The request -> Skip all pictures, then copy the lines from the start of the data through the line with "import React from", keeping both ends.

Supplied data ->
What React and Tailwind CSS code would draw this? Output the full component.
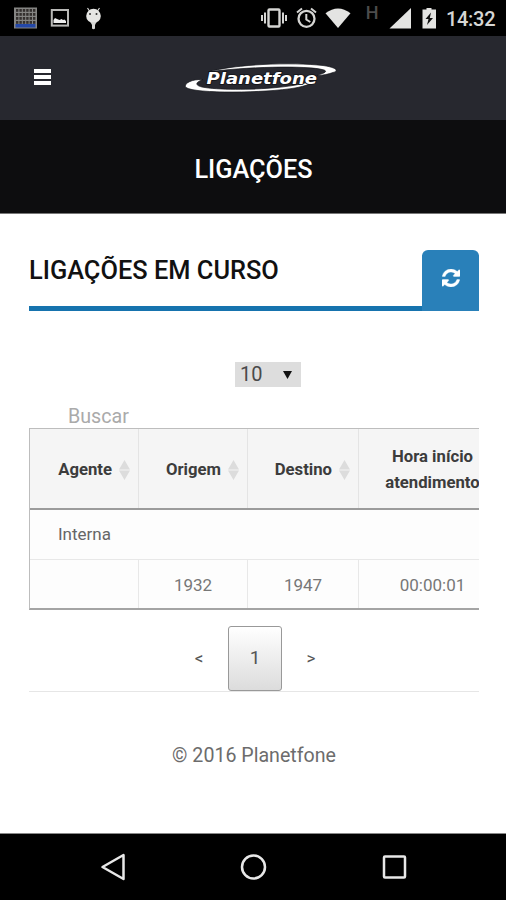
import React from "react";

function StatusBar() {
  return (
    <div className="h-9 shrink-0 bg-black">
      <svg width="506" height="36" viewBox="0 0 506 36" fill="none">
        <rect x="14" y="7.500" width="23" height="21" fill="#858583" />
        <rect x="15.500" y="24" width="20" height="3.500" fill="#2448a8" />
        <g fill="#34302e">
          {[9, 13, 17, 21].map((y) =>
            [16, 19.4, 22.8, 26.2, 29.6, 33].map((x) => (
              <rect key={x + "-" + y} x={x} y={y} width="2.400" height="2.800" />
            ))
          )}
        </g>
        <rect x="51.800" y="10" width="16.200" height="15.600" stroke="#b9b9b7" strokeWidth="2" />
        <path d="M53.500 23V20L55 18l2 1 2.500 1 2-1 1.500 1 1.500-.5 1.500 1.500V23z" fill="#eee" />
        <path d="M87.500 8l2 3M99.500 8l-2 3" stroke="#d8d8d6" strokeWidth="1.200" />
        <ellipse cx="93.500" cy="16" rx="7.300" ry="7.200" fill="#e6e6e4" />
        <path d="M90.500 22h6l-1.500 3v3.500q-1.500 1.500-3 0V25z" fill="#d8d8d6" />
        <circle cx="90" cy="14" r="1" fill="#333" />
        <circle cx="96.500" cy="14" r="1" fill="#333" />
        <g stroke="#d5d5d3" strokeWidth="2">
          <rect x="268.500" y="9.500" width="11" height="17" rx="1" strokeWidth="2.400" />
          <path d="M265 12.500v11M262 15v6M283 12.500v11M286 15v6" />
          <circle cx="306.500" cy="18.800" r="8" strokeWidth="2.300" />
          <path d="M306.300 14v5.500l4 2.500" />
          <path d="M297 12.500l5-4M316 12.500l-5-4" />
        </g>
        <path d="M325.500 13.300Q338 3.500 350.500 13.300L338 28z" fill="#e4e4e2" />
        <path d="M411 28.500V8L389.500 28.500z" fill="#e4e4e2" />
        <path d="M426.500 8h5v1.500h4.500v19H422.500v-19h4z" fill="#e4e4e2" />
        <path d="M431 12.500l-5.500 6.500h3l-1.500 6 6-7h-3.200z" fill="#111" />
        <text x="365.700" y="19.300" fontFamily="Roboto" fontWeight="500" fontSize="18" fill="#4c4c4c">H</text>
        <text x="446" y="26" fontFamily="Roboto" fontWeight="500" fontSize="20" textLength="49.500" fill="#d6d6d4">14:32</text>
      </svg>
    </div>
  );
}

function Logo() {
  return (
    <svg width="156" height="32" viewBox="183 61 156 32">
      <path d="M208 72C235 64 292 62 323 65.500C337 67.500 339 71 333 72.500C329 74 323 75.500 317 75.500C321 74 329 72 324 70C308 65 242 67 208 72Z" fill="#fff" stroke="#111318" strokeWidth=".7" />
      <path d="M203 79.500C190 79 183 84.500 186 87.500C195 94 266 93 295 88C306 86 314 83 317 79C309 83 293 86 277 87.500C251 90 217 90 202 87C194 85 196 82 203 79.500Z" fill="#fff" stroke="#111318" strokeWidth=".7" />
      <text x="206.500" y="84" textLength="110.500" lengthAdjust="spacingAndGlyphs" fontFamily="DejaVu Sans, sans-serif" fontWeight="700" fontStyle="italic" fontSize="16" fill="#fff" stroke="#101116" strokeWidth="1.500" paintOrder="stroke">Planetfone</text>
    </svg>
  );
}

function RefreshIcon() {
  return (
    <svg width="18" height="18" viewBox="0 0 1536 1536" fill="#fff" stroke="#fff" strokeWidth="30">
      <path d="M1511 928q0 5-1 7-64 268-268 434.500t-478 166.500q-146 0-282.500-55t-243.500-157l-129 129q-19 19-45 19t-45-19-19-45v-448q0-26 19-45t45-19h448q26 0 45 19t19 45-19 45l-137 137q71 66 161 102t187 36q134 0 250-65t186-179q11-17 53-117 8-23 30-23h192q13 0 22.500 9.500t9.500 22.500zm25-800v448q0 26-19 45t-45 19h-448q-26 0-45-19t-19-45 19-45l138-138q-148-137-349-137-134 0-250 65t-186 179q-11 17-53 117-8 23-30 23h-199q-13 0-22.500-9.500t-9.500-22.500v-7q65-268 270-434.500t480-166.500q146 0 284 55.500t245 156.500l130-129q19-19 45-19t45 19 19 45z" />
    </svg>
  );
}

function SortHeader({ label }) {
  return (
    <div className="flex items-center justify-end gap-[7px] border-r border-[#e4e4e4] pt-[2px] pr-[8px]">
      <span>{label}</span>
      <svg width="11" height="20" viewBox="0 0 11 20" fill="#dcdcdc">
        <path d="M5.500 0L11 9.500H0zM5.500 20L11 10.500H0z" />
      </svg>
    </div>
  );
}

export default function App() {
  return (
    <div className="flex h-[900px] w-[506px] flex-col overflow-hidden bg-white font-['Roboto',sans-serif]">
      <StatusBar />
      <header className="grid h-[84px] shrink-0 grid-cols-[183px_1fr] bg-[#27282f] pt-[25px]">
        <div className="pt-2 pl-[34px]">
          <div className="flex w-[17px] flex-col gap-[2px]">
            <div className="h-[4px] bg-white" />
            <div className="h-[4px] bg-white" />
            <div className="h-[4px] bg-white" />
          </div>
        </div>
        <Logo />
      </header>
      <div className="flex h-[94px] shrink-0 items-center justify-center border-b border-[#777] bg-[#0d0d0f] pt-[6px] pl-px text-[25.300px] font-medium text-white">
        <h1>LIGAÇÕES</h1>
      </div>
      <main className="flex grow flex-col pr-[27px] pl-[29px]">
        <div className="mt-[36px] flex h-[61px] items-start justify-between border-b-[5px] border-[#1673ae]">
          <h2 className="mt-[3px] text-[25.400px] leading-[35px] font-medium text-[#111]">LIGAÇÕES EM CURSO</h2>
          <button className="flex h-[61px] w-[57px] shrink-0 items-center justify-center rounded-t-md bg-[#2980b9] pb-[5px]">
            <RefreshIcon />
          </button>
        </div>
        <div className="mt-[51px] ml-[206px] flex h-[25px] w-[66px] items-center justify-between bg-[#dddddd] pr-[9px] pl-[5px] text-[20px] text-[#4a4a4a]">
          <span className="-mt-[2px]">10</span>
          <svg width="9" height="8" viewBox="0 0 9 8"><path d="M0 0h9L4.500 8z" fill="#111" /></svg>
        </div>
        <div className="mt-[17px] ml-[39px] h-[24px] text-[19.700px] leading-[25px] text-[#aaaaaa]">Buscar</div>
        <div className="h-[182px] shrink-0 overflow-hidden border-t border-b-2 border-l border-[#bdbdbd] border-b-[#a4a4a4] text-[17px] text-[#777]">
          <div className="grid h-[81px] w-[480px] grid-cols-[109px_109px_111px_150px] border-b-2 border-[#9b9b9b] bg-[#f5f5f5] text-[16.700px] font-bold text-[#3c3c3c]">
            <SortHeader label="Agente" />
            <SortHeader label="Origem" />
            <SortHeader label="Destino" />
            <div className="flex items-center justify-center pt-[2px] pr-[3px] text-center leading-[26px]">Hora início<br />atendimento</div>
          </div>
          <div className="flex h-[50px] items-center border-b border-[#e8e8e8] bg-[#fdfdfd] pt-px pl-[28px] text-[#666]">Interna</div>
          <div className="grid h-[49px] w-[480px] grid-cols-[109px_109px_111px_150px] bg-[#fdfdfd] text-center leading-[50px]">
            <div className="border-r border-[#e8e8e8]" />
            <div className="border-r border-[#e8e8e8]">1932</div>
            <div className="border-r border-[#e8e8e8]">1947</div>
            <div className="pr-[3px]">00:00:01</div>
          </div>
        </div>
        <div className="mt-[16px] flex h-[66px] shrink-0 justify-center border-b border-[#e6e6e6] pl-[2px] text-[17px] text-[#555]">
          <span className="w-[58px] text-center leading-[64px]">&lt;</span>
          <span className="h-[65px] w-[54px] rounded-[3px] border border-[#999] bg-linear-to-b from-white to-[#dcdcdc] text-center text-[19px] leading-[62px]">1</span>
          <span className="w-[58px] text-center leading-[64px]">&gt;</span>
        </div>
        <footer className="mt-[51px] text-center text-[19.600px] leading-[26px] text-[#6c6c6c]">© 2016 Planetfone</footer>
      </main>
      <nav className="h-[67px] shrink-0 border-t border-[#888] bg-black">
        <svg width="506" height="66" viewBox="0 834 506 66" fill="none" stroke="#e8e8e8" strokeWidth="2.500" strokeLinejoin="round">
          <path d="M102.500 867L123.500 855V879z" />
          <circle cx="253.500" cy="867" r="11.500" />
          <rect x="384" y="856.500" width="21" height="21" rx="1" />
        </svg>
      </nav>
    </div>
  );
}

Solution for this task ->
What React and Tailwind CSS code would draw this? Output the full component.
import React from "react";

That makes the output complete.